Ensaio sobre A Cegueira

Para enxergar melhor

Por Luiz Joaquim | 12.09.2008 (sexta-feira)

Quando lançado em 1995, o livro do português José Saramago, “Ensaio Sobre a Cegueira”, estimulou uma parte da crítica a enquadrá-lo como uma forte bandeira asteada contra o preconceito com a AIDS. Nada mais redutor e limitado a um momento histórico-político. Hoje, quando a adaptação feita para o cinema por Fernando Meirelles entra em circuito comercial no Brasil, parece que está bem claro onde é o cerne da questão: em nós mesmo, diante de uma situação desesperadora.

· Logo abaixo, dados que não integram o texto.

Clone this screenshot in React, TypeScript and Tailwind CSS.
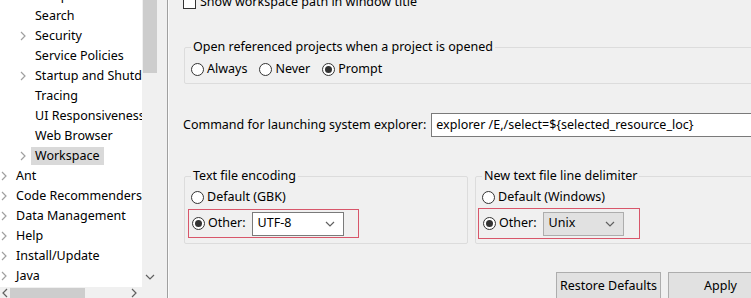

E é exatamente por seguir esse argumento tão simples que seus derivados são riquíssimos. Coisa de gênios como Saramago. Para quem não sabe do que se trata, basta entender que tudo começa quando um oriental (Yusuke Iseya), dirigindo seu carro, interrompe o transito por não enxergar mais. Logo em seguida, um ladrão (Don McKellar, também roteirista do filme) também é afetado, e logo depois um oftalmologista (Mark Ruffallo).

O detalhe é que ao invés da ausência total de luz, a cegueira é branca, como uma iluminação absoluta que de tão forte, cega. Funcionando como uma epidemia, o número de enfermos cresce tanto que o governo toma a atitude de encerrá-los num galpão, fornecendo apenas comida, sem nenhum outro tipo de assistência.

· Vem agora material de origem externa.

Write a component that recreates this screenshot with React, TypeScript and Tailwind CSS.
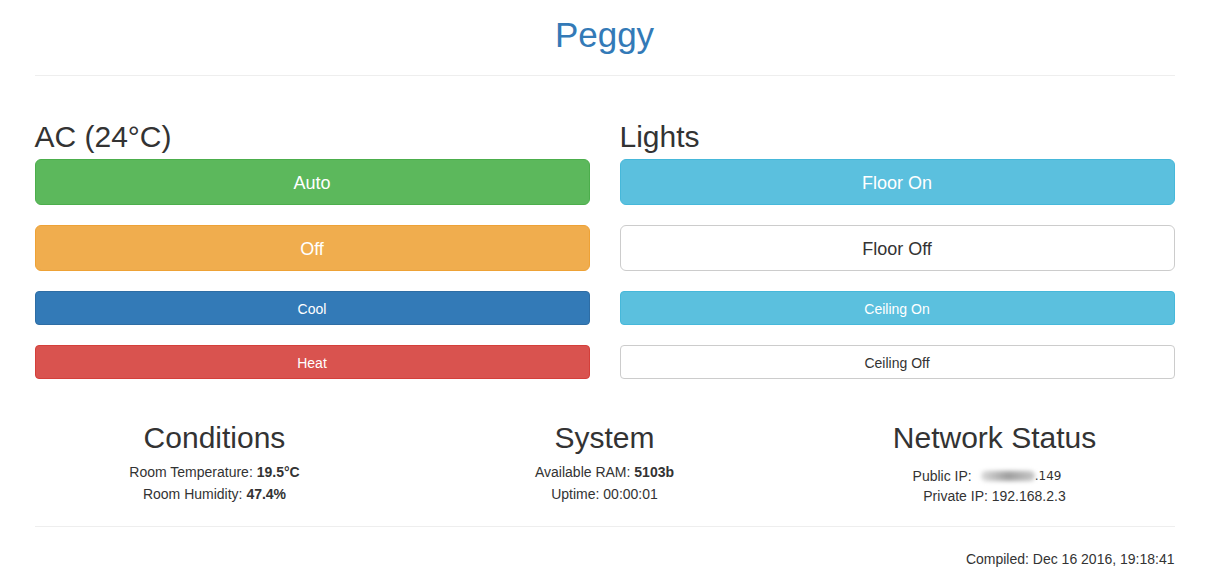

Presos a uma nova realidade privatizante, que os deixa ignorante – “palavra que guarda muito julgamento”, como diz a personagem de Julianne Moore, como a esposa do oftalmologista -, o crescente grupo começa a voltar à barbárie. Entra em jogo a cobiça, dominação, fome, o que leva ao relaxamento de preceitos morais básicos da civilização, como a prostituição e assassinato.

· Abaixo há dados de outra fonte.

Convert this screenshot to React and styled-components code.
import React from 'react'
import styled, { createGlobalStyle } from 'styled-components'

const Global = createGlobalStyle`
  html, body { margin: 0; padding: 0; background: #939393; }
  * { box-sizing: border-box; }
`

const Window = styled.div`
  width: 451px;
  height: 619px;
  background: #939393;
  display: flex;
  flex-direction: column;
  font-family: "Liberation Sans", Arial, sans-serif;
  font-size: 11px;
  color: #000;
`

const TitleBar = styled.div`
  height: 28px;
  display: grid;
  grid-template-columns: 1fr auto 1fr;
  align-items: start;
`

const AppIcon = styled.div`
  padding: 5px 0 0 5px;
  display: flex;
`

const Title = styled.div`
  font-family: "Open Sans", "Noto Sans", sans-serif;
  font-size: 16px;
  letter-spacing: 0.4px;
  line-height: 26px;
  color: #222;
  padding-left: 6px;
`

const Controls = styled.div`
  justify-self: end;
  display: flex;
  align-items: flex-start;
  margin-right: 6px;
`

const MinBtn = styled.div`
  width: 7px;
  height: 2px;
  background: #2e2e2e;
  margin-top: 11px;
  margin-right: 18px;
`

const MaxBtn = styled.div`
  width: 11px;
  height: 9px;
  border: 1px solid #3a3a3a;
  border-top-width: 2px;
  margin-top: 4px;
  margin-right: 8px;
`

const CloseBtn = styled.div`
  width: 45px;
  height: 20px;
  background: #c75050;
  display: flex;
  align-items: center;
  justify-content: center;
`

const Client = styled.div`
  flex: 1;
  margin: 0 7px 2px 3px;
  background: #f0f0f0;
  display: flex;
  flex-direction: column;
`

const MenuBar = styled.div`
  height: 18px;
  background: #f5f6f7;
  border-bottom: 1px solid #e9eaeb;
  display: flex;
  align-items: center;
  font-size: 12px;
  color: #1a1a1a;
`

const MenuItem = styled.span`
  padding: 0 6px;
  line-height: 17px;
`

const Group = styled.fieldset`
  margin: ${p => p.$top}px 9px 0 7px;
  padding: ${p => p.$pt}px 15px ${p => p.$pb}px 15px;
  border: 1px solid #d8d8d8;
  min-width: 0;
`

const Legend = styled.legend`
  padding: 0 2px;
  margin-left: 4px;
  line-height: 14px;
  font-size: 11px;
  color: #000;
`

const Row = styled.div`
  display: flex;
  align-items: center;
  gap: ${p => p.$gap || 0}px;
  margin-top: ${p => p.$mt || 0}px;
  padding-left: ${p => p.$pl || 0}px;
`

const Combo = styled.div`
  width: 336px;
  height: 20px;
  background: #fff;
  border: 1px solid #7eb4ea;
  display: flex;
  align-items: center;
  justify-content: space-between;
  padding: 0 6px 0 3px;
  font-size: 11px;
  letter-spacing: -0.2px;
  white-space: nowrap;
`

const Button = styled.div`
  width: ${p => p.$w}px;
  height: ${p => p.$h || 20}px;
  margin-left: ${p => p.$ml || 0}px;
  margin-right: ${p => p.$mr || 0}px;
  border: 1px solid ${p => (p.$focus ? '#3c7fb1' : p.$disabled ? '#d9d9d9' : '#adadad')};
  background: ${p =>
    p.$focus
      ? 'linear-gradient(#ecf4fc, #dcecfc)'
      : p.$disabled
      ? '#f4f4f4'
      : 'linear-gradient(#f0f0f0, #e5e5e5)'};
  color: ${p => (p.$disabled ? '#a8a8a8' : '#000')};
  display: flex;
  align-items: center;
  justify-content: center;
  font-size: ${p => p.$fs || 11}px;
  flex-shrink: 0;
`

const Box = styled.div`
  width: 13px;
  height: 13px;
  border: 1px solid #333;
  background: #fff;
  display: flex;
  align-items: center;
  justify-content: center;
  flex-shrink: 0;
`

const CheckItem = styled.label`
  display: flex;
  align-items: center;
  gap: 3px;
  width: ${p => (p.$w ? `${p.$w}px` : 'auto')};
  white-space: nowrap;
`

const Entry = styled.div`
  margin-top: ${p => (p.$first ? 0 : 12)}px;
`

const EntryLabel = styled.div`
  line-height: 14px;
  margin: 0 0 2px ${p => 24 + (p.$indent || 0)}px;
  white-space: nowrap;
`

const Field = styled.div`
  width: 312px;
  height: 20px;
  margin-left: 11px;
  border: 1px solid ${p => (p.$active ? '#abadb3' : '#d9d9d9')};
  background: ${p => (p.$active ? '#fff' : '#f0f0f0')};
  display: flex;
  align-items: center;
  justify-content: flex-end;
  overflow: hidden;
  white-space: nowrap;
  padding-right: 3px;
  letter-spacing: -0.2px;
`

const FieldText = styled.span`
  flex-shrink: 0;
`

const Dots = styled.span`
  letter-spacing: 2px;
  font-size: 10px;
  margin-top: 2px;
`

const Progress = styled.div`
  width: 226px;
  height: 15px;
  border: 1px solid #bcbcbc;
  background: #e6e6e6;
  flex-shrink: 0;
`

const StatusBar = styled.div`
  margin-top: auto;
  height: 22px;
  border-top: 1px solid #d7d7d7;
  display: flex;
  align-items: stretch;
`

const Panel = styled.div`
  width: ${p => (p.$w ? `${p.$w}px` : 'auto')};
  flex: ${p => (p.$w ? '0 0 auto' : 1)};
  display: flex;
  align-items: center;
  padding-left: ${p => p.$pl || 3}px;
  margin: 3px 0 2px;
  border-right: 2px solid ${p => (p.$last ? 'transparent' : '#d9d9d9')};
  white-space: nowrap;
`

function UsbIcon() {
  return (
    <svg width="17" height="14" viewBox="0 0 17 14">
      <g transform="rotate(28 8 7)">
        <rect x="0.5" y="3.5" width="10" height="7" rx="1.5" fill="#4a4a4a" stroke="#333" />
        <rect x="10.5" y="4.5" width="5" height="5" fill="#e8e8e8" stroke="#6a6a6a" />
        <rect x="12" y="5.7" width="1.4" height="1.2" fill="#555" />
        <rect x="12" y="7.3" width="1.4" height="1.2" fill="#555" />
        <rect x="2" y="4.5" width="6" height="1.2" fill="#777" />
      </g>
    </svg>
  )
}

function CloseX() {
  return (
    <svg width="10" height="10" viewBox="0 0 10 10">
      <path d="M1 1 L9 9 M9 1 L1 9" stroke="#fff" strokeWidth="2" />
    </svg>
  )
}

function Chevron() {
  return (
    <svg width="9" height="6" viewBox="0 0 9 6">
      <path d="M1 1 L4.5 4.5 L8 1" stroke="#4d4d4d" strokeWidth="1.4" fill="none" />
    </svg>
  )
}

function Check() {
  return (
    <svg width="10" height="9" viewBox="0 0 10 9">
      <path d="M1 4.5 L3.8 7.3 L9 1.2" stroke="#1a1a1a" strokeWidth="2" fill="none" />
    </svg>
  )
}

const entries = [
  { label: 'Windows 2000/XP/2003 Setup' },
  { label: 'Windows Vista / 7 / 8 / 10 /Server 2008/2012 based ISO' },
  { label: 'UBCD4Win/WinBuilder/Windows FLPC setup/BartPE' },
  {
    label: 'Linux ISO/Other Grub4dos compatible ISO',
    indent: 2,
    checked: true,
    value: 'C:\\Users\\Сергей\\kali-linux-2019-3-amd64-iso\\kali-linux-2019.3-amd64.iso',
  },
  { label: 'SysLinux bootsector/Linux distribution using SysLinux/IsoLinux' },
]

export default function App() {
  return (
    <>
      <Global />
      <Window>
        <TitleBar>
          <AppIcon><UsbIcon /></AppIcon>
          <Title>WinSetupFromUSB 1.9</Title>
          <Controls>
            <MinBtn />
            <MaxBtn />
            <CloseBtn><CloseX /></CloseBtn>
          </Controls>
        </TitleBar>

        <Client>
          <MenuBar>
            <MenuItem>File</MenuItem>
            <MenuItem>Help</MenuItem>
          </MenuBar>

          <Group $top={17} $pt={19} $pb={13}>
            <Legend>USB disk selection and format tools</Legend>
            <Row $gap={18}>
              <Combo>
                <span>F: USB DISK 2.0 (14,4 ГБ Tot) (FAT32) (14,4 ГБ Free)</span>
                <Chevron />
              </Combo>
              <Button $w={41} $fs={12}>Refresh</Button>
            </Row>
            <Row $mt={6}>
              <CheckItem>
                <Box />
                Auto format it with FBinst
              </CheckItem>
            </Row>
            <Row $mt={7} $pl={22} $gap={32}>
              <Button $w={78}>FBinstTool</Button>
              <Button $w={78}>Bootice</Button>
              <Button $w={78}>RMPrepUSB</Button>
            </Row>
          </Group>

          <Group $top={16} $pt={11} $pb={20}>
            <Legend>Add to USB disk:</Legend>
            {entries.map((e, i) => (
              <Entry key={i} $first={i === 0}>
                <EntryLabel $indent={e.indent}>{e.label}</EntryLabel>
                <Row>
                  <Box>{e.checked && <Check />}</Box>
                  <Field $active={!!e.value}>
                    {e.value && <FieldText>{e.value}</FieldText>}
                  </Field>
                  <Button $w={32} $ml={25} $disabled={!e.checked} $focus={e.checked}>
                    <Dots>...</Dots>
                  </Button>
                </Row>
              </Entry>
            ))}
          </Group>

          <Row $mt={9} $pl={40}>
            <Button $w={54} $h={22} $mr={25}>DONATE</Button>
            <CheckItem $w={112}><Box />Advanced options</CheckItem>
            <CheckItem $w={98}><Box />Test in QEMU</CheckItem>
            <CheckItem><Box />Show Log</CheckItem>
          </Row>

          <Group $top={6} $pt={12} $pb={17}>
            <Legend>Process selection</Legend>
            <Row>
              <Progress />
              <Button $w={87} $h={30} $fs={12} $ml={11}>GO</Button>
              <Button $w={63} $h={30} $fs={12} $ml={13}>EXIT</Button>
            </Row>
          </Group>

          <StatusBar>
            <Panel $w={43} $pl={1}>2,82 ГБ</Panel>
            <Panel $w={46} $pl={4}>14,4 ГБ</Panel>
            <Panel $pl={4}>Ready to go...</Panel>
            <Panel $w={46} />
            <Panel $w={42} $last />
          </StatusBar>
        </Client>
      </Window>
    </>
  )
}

Ok, o mérito até aqui ainda é todo do mestre português, mas, ao chegar no cinema vê-se a destreza de Meirelles, sem nunca esquecer sua equipe técnica, em particular seu fiel escudeiro o fotógrafo César Charlone.

A opção óbvia, pela tradição do cinema, seria “traduzir” em imagens a cegueira dos afetados pelo ponto de vista deles, com uma câmera subjetiva. Charlone, entretanto, usa focos e desfocos, enquadramento cortados, contrastes fortes seguidos por fracos, e muitas falas ditas em off (desorientado o espectador sobre sua origem), além da bastante utilização de falsos reflexos em espelho, ou união, deles para sugerir uma sensação de desconforto. Mas o incômodo maior deixado é mesmo outro.

Na literatura há uma tradição que se agarra na idéia de que os cegos teriam uma perspectiva mais limpa e profunda das coisas da vida. Isso desde de a Grécia Antiga, com os contos sobre o profeta Tiresias (história que também rendeu um belo filme). O cinema não deixa por menos e há uma tendência quase ridícula de atribuir um elevado nível de pureza aos cegos (lembro de “Os Amantes da Ponte Neuf”, 1991, de Leos Carax).

No caso de “Ensaio sobre A Cegueira”, a coisa é muito mais sofisticada. Ultrapassa o nível pessoal, atentando mais para o social. E Meirelles não deixa escapar as nuanças do romance lusitano, lembrando-nos também de pequenos prazeres – sentir o calor do sol, tomar um banho, beber água limpa – que naturalmente vamos esquecendo ou, em outras palavras, deixamos de enxergar.